━━━━━ Given data

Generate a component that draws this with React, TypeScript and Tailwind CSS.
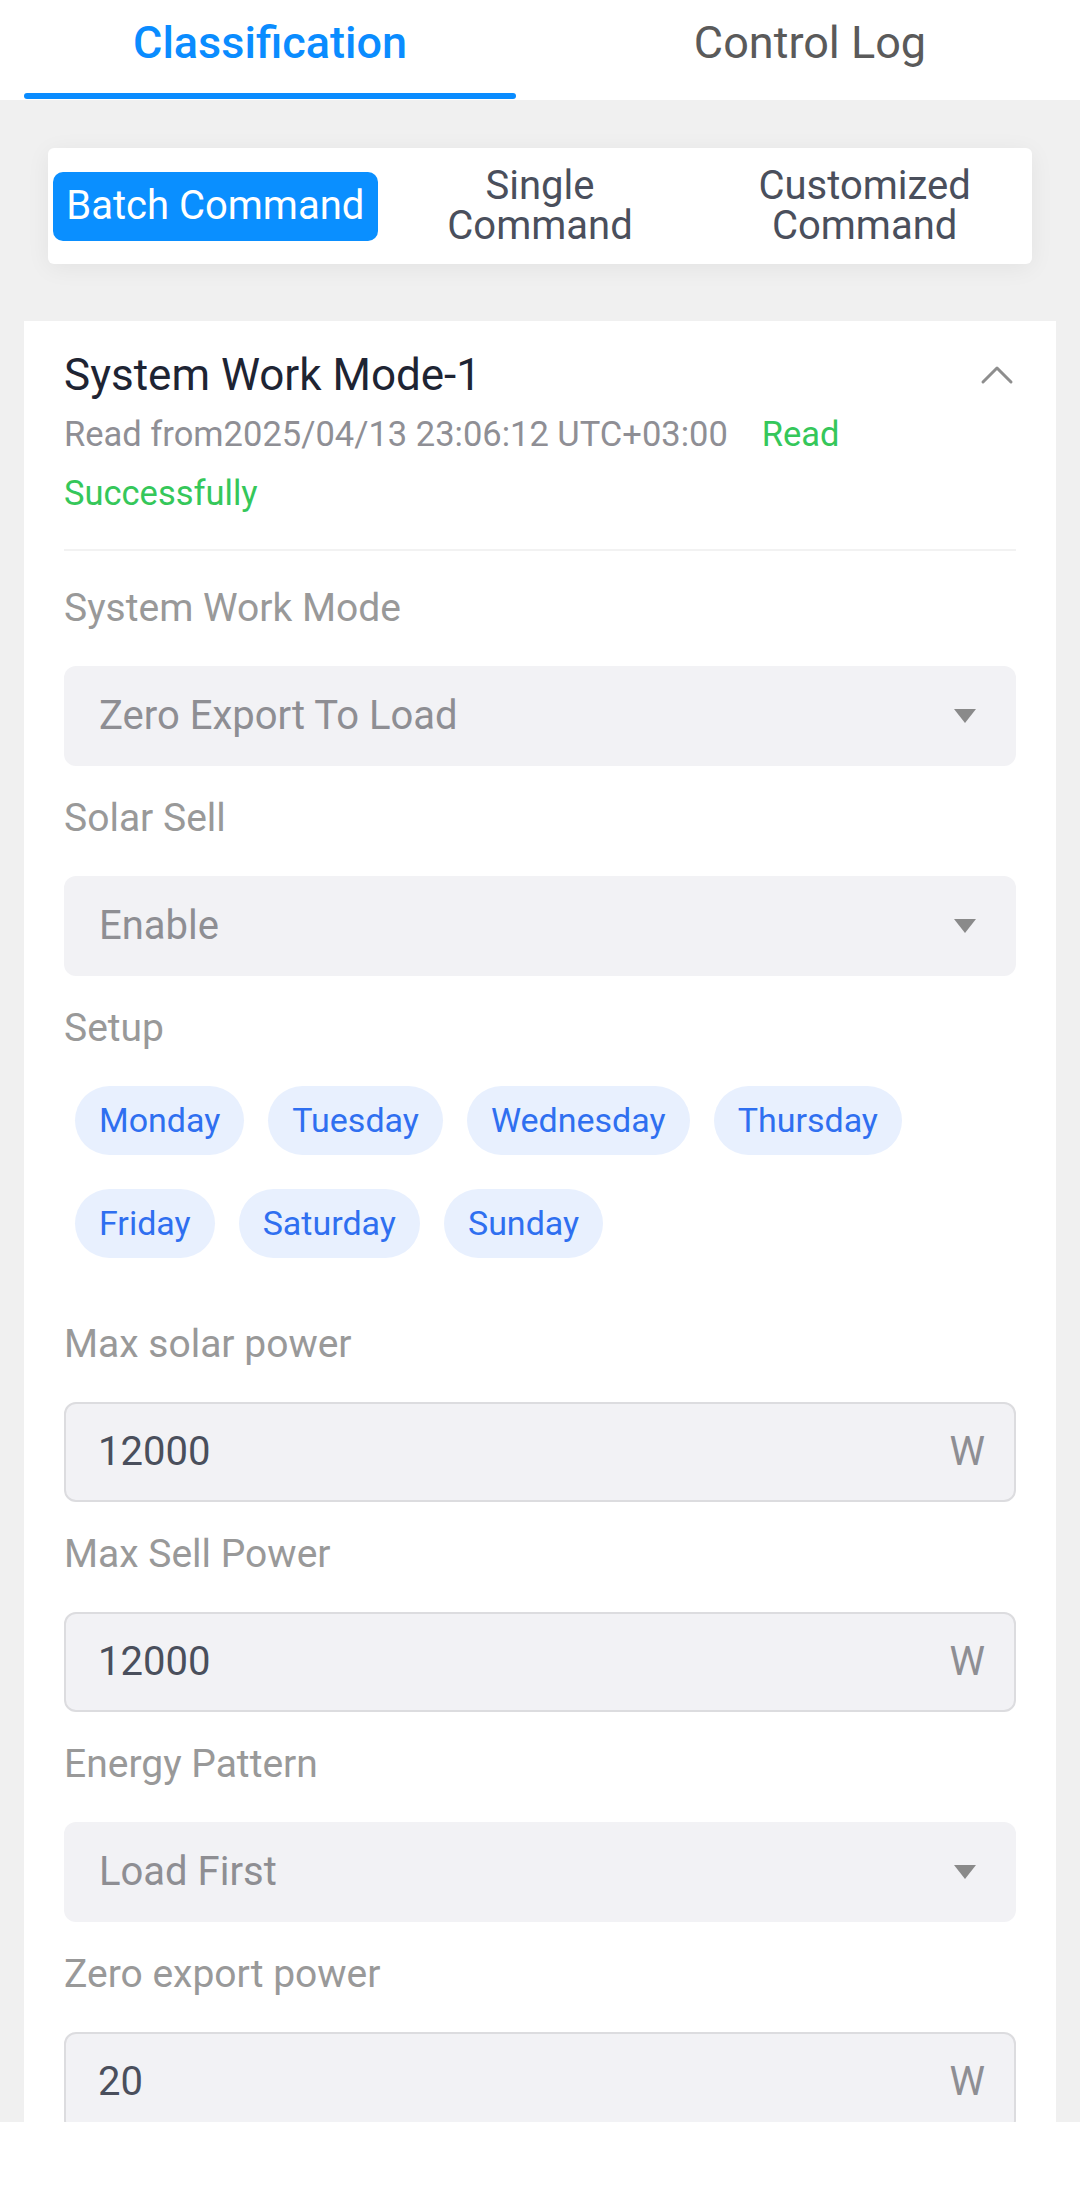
import { ReactNode } from 'react';

const days = [
  ['Monday', 'Tuesday', 'Wednesday', 'Thursday'],
  ['Friday', 'Saturday', 'Sunday'],
];

function Label({ children }: { children: ReactNode }) {
  return <div className="mt-[32px] mb-[37px] text-[39px] leading-[41px] text-[#999999]">{children}</div>;
}

function Caret() {
  return (
    <svg width="24" height="16" viewBox="0 0 24 16" className="shrink-0">
      <polygon points="1,1 23,1 12,15" fill="#8a8a8a" />
    </svg>
  );
}

function SelectField({ value }: { value: string }) {
  return (
    <div className="h-[100px] rounded-[12px] bg-[#f2f2f5] pl-[35px] pr-[39px] flex items-center justify-between">
      <span className="text-[40px] text-[#8e8e93]">{value}</span>
      <Caret />
    </div>
  );
}

function NumberField({ value, unit }: { value: string; unit: string }) {
  return (
    <div className="h-[100px] rounded-[12px] bg-[#f2f2f5] border-2 border-[#dcdcdf] pl-[32px] pr-[29px] flex items-center justify-between">
      <span className="text-[40px] text-[#4a4f5c]">{value}</span>
      <span className="text-[40px] text-[#8e8e93]">{unit}</span>
    </div>
  );
}

export default function App() {
  return (
    <div className="w-[1080px] h-[2187px] flex flex-col bg-[#f0f0f0] overflow-hidden font-['Roboto',sans-serif]">
      {/* Top tabs */}
      <div className="h-[100px] bg-white flex shrink-0">
        <div className="flex-1 flex flex-col items-stretch">
          <div className="pt-[15px] text-center text-[45px] leading-[56px] font-medium text-[#0a8cff]">Classification</div>
          <div className="mt-[22px] mx-[24px] h-[6px] rounded-full bg-[#0a8cff]" />
        </div>
        <div className="flex-1 flex flex-col items-stretch">
          <div className="pt-[15px] text-center text-[45px] leading-[56px] text-[#5a5a5a]">Control Log</div>
        </div>
      </div>

      {/* Command type switch */}
      <div className="mt-[48px] ml-[48px] mr-[48px] h-[116px] shrink-0 bg-white rounded-[6px] shadow-[0_4px_24px_rgba(0,0,0,0.06)] grid grid-cols-3 items-center px-[5px]">
        <div className="h-[69px] rounded-[10px] bg-[#0a8fff] flex items-center justify-center text-[40px] text-white">
          Batch Command
        </div>
        <div className="text-center text-[40px] leading-[40px] text-[#4a4f5c]">
          Single
          <br />
          Command
        </div>
        <div className="text-center text-[40px] leading-[40px] text-[#4a4f5c]">
          Customized
          <br />
          Command
        </div>
      </div>

      {/* Main card */}
      <div className="mt-[57px] mx-[24px] flex-1 min-h-0 overflow-hidden bg-white px-[40px] pt-[28px]">
        <div className="flex items-center justify-between">
          <div className="text-[44px] leading-[52px] text-[#1e2433]">System Work Mode-1</div>
          <svg width="34" height="20" viewBox="0 0 34 20" className="mr-[2px]">
            <polyline points="3,17 17,3 31,17" fill="none" stroke="#8e8e8e" strokeWidth="3" strokeLinecap="round" strokeLinejoin="round" />
          </svg>
        </div>
        <p className="mt-[4px] text-[34.5px] leading-[59px] text-[#8f8f95]">
          Read from2025/04/13 23:06:12 UTC+03:00
          <span className="ml-[34px] text-[#35c75a]">Read Successfully</span>
        </p>
        <div className="mt-[26px] h-[2px] bg-[#f2f2f2]" />
        <div className="h-[5px]" />

        <Label>System Work Mode</Label>
        <SelectField value="Zero Export To Load" />

        <Label>Solar Sell</Label>
        <SelectField value="Enable" />

        <Label>Setup</Label>
        <div className="ml-[11px] flex flex-col">
          {days.map((row, i) => (
            <div key={i} className="flex gap-x-[24px]">
              {row.map((d) => (
                <span
                  key={d}
                  className="mb-[34px] h-[69px] px-[24px] rounded-full bg-[#e8f0fe] text-[#2f6ff0] text-[34px] flex items-center"
                >
                  {d}
                </span>
              ))}
            </div>
          ))}
        </div>

        <Label>Max solar power</Label>
        <NumberField value="12000" unit="W" />

        <Label>Max Sell Power</Label>
        <NumberField value="12000" unit="W" />

        <Label>Energy Pattern</Label>
        <SelectField value="Load First" />

        <Label>Zero export power</Label>
        <NumberField value="20" unit="W" />
      </div>

      <div className="h-[65px] shrink-0 bg-white" />
    </div>
  );
}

━━━━━━━━━━

● **What you should do**:
Repeat the listing verbatim. Skip the pictures.

● **Expected answer**:
Generate a component that draws this with React, TypeScript and Tailwind CSS.
import { ReactNode } from 'react';

const days = [
  ['Monday', 'Tuesday', 'Wednesday', 'Thursday'],
  ['Friday', 'Saturday', 'Sunday'],
];

function Label({ children }: { children: ReactNode }) {
  return <div className="mt-[32px] mb-[37px] text-[39px] leading-[41px] text-[#999999]">{children}</div>;
}

function Caret() {
  return (
    <svg width="24" height="16" viewBox="0 0 24 16" className="shrink-0">
      <polygon points="1,1 23,1 12,15" fill="#8a8a8a" />
    </svg>
  );
}

function SelectField({ value }: { value: string }) {
  return (
    <div className="h-[100px] rounded-[12px] bg-[#f2f2f5] pl-[35px] pr-[39px] flex items-center justify-between">
      <span className="text-[40px] text-[#8e8e93]">{value}</span>
      <Caret />
    </div>
  );
}

function NumberField({ value, unit }: { value: string; unit: string }) {
  return (
    <div className="h-[100px] rounded-[12px] bg-[#f2f2f5] border-2 border-[#dcdcdf] pl-[32px] pr-[29px] flex items-center justify-between">
      <span className="text-[40px] text-[#4a4f5c]">{value}</span>
      <span className="text-[40px] text-[#8e8e93]">{unit}</span>
    </div>
  );
}

export default function App() {
  return (
    <div className="w-[1080px] h-[2187px] flex flex-col bg-[#f0f0f0] overflow-hidden font-['Roboto',sans-serif]">
      {/* Top tabs */}
      <div className="h-[100px] bg-white flex shrink-0">
        <div className="flex-1 flex flex-col items-stretch">
          <div className="pt-[15px] text-center text-[45px] leading-[56px] font-medium text-[#0a8cff]">Classification</div>
          <div className="mt-[22px] mx-[24px] h-[6px] rounded-full bg-[#0a8cff]" />
        </div>
        <div className="flex-1 flex flex-col items-stretch">
          <div className="pt-[15px] text-center text-[45px] leading-[56px] text-[#5a5a5a]">Control Log</div>
        </div>
      </div>

      {/* Command type switch */}
      <div className="mt-[48px] ml-[48px] mr-[48px] h-[116px] shrink-0 bg-white rounded-[6px] shadow-[0_4px_24px_rgba(0,0,0,0.06)] grid grid-cols-3 items-center px-[5px]">
        <div className="h-[69px] rounded-[10px] bg-[#0a8fff] flex items-center justify-center text-[40px] text-white">
          Batch Command
        </div>
        <div className="text-center text-[40px] leading-[40px] text-[#4a4f5c]">
          Single
          <br />
          Command
        </div>
        <div className="text-center text-[40px] leading-[40px] text-[#4a4f5c]">
          Customized
          <br />
          Command
        </div>
      </div>

      {/* Main card */}
      <div className="mt-[57px] mx-[24px] flex-1 min-h-0 overflow-hidden bg-white px-[40px] pt-[28px]">
        <div className="flex items-center justify-between">
          <div className="text-[44px] leading-[52px] text-[#1e2433]">System Work Mode-1</div>
          <svg width="34" height="20" viewBox="0 0 34 20" className="mr-[2px]">
            <polyline points="3,17 17,3 31,17" fill="none" stroke="#8e8e8e" strokeWidth="3" strokeLinecap="round" strokeLinejoin="round" />
          </svg>
        </div>
        <p className="mt-[4px] text-[34.5px] leading-[59px] text-[#8f8f95]">
          Read from2025/04/13 23:06:12 UTC+03:00
          <span className="ml-[34px] text-[#35c75a]">Read Successfully</span>
        </p>
        <div className="mt-[26px] h-[2px] bg-[#f2f2f2]" />
        <div className="h-[5px]" />

        <Label>System Work Mode</Label>
        <SelectField value="Zero Export To Load" />

        <Label>Solar Sell</Label>
        <SelectField value="Enable" />

        <Label>Setup</Label>
        <div className="ml-[11px] flex flex-col">
          {days.map((row, i) => (
            <div key={i} className="flex gap-x-[24px]">
              {row.map((d) => (
                <span
                  key={d}
                  className="mb-[34px] h-[69px] px-[24px] rounded-full bg-[#e8f0fe] text-[#2f6ff0] text-[34px] flex items-center"
                >
                  {d}
                </span>
              ))}
            </div>
          ))}
        </div>

        <Label>Max solar power</Label>
        <NumberField value="12000" unit="W" />

        <Label>Max Sell Power</Label>
        <NumberField value="12000" unit="W" />

        <Label>Energy Pattern</Label>
        <SelectField value="Load First" />

        <Label>Zero export power</Label>
        <NumberField value="20" unit="W" />
      </div>

      <div className="h-[65px] shrink-0 bg-white" />
    </div>
  );
}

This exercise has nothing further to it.